The New York-based bank posted quarterly net income of $5.57 billion, versus a year-ago loss of $380 million. On a per-share basis, the bank posted a profit of $1.36, versus a loss of $0.17. Last year, the bank was hit by massive legal charges.
Its revenue climbed to $24.2 billion versus $23.1 billion. However, analysts were expecting a profit of $1.38 per share on revenue of $23.95 billion.
Noninterest expense fell 33% to $15.8 billion. The current quarter noninterest expense included legal expense of around $1.1 billion.

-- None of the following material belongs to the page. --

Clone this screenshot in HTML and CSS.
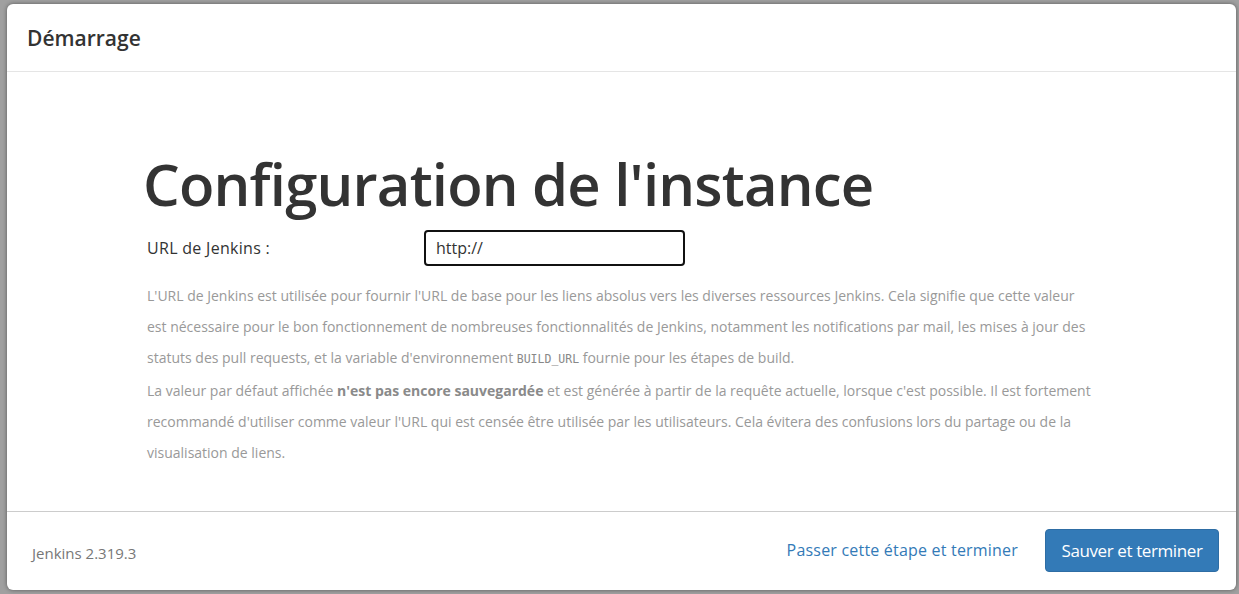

Revenue from fixed-income markets climbed 2.1% to $3.51 billion, while equity-markets revenue fell 1.4% to $1.23 billion.
Consumer & Business Banking net revenue jumped 5% to $4.6 billion, while Mortgage Banking net revenue fell $36 million to $2.0 billion. Real Estate Portfolios net revenue rose $5 million to $814 million, while Card, Merchant Services & Auto net revenue came in flat at $4.6 billion.
Core Loans rose by 7% versus the prior year. The bank repurchased $1.5 billion of common equity in the third quarter.
Average total deposits rose 8% y/y to $492.0 billion. Credit card sales volume climbed 12% y/y to $119.5 billion.
Jamie Dimon, Chairman and Chief Executive Officer said, “Our businesses continue to perform well. Consumer & Community Banking deposit growth led the nation as the FDIC reported Chase #1 in deposit growth for the third consecutive year. Our Card business delivered double-digit sales volume growth and Mortgage Banking continues to reposition the business and manage through cyclical-lows.”
JPMorgan shares rose 0.15% to $58.25 in pre-market trading.